Me, too, especially Liebling. Fulford is exceptionally well-read for a newspaper man. In the three pages following the passage just quoted, he cites Lytton Strachey, Malcolm Muggeridge, Paul Auster and Erik Erikson, and makes reference to Baywatch. He devotes extended attention to Gibbon, Bellow and Nabokov. He’s a democrat who doesn’t slum, a middlebrow with highbrow tastes but no pretensions. I can’t think of a living American counterpart. Think of another journalist who could produce a passage like this: 

Pale Fire improves with age; it demonstrates that of all the writers who tried to find new ways of storytelling in the last century, no one understood the infinite resources of narrative better than Vladimir Nabokov. And in recent years, changing steadily as all great books do, it has acquired a new charm: it seems to have been written in the full knowledge of how literature and narrative would be seen at the end of the century in postmodern criticism, most of which had not been imagined when Nabokov sat down to write his masterwork.” 

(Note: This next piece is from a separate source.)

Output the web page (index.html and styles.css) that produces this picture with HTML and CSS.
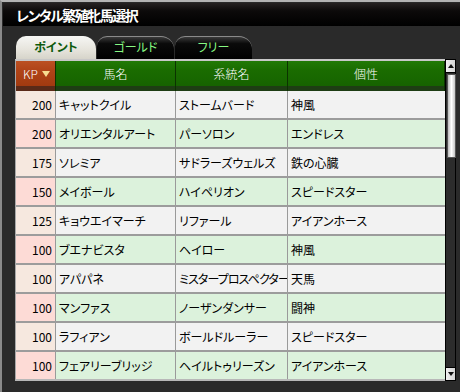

Fulford is still at work, producing a column for the National Post, and in recent months he’s written about jazz (leading with an anecdote about the time he met Jack Teagarden) and John D. MacDonald’s Travis McGee novels.

1 comment:

Unknown said...

This is a well-deserved tribute to a man of great journalistic integrity, intellectual sophistication, and human decency. If you don't already know, his stable-mates at the National Post make up, arguably, the best core of journalistic commentators in the world. These include: George Jonas, Rex Murphy, Conrad Black, Barbara Kay, Terence Corcoran, Lawrence Solomon, and David Frum.

Both of my children teach English at Toronto private schools. I'll be interested to hear where your son ends up.